Everything was going quite well when I decided to install
kubuntu-desktop, choosing kdm as the login manager. When I rebooted,
this screwed uo video. I tried to boot using the recovery option, but
this failed to. Finally I reverted to the prior kernel recovery
option, edited the menu.lst and removed all the quiet, etc. options
and was able to come up in kde. The first time, the touchpad was not
working, but this disappeared after a second reboot.
I don't like the way Ubuntu has screwed with the kde setup, so next
I'm going to put sidux on the netbook.
If worst comes to worst, I can always restore the remix.

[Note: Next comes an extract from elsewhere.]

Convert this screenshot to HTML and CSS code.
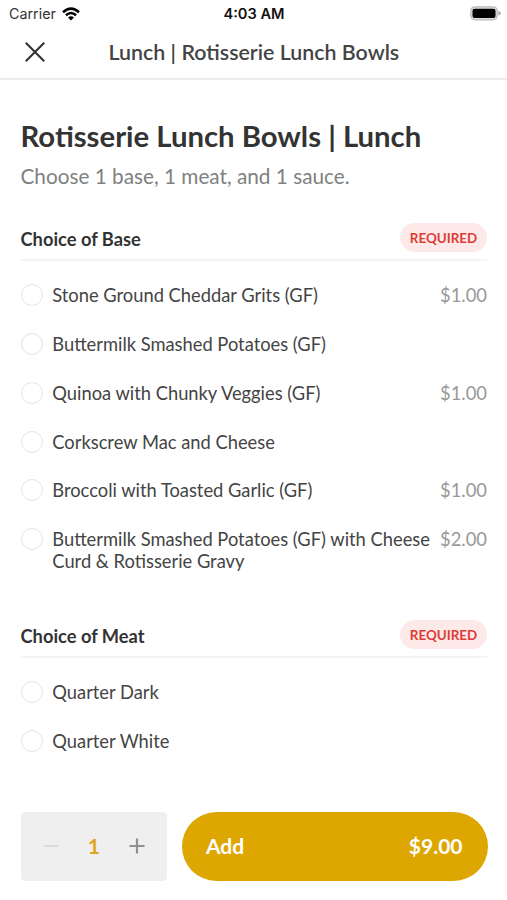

http://janehadley.net/Starling_Review/starling_review.html
As a KDE guy I tried exactly this on my Asus Aspire netbook. It was
pretty bad. Granted, no one claims that it is ready for production,
but I don't think the model is going to work. I don't like GNOME
much, but the netbook remix is quite suitable for the intended use.
It uses big icons and presents the important applications for easy
access. The KDE version had lots of little icons and the ease of
navigation just wasn't there.
Michael
As a KDE guy I tried exactly this on my Asus Aspire netbook. It was
pretty bad. Granted, no one claims that it is ready for production,
but I don't think the model is going to work. I don't like GNOME
much, but the netbook remix is quite suitable for the intended use.
The biggest problem now is the overly sensitive touchpad. I need to
find my portable mouse and turn off the touchpad. It's really tiresome
when the cursor wanders away while you're typing.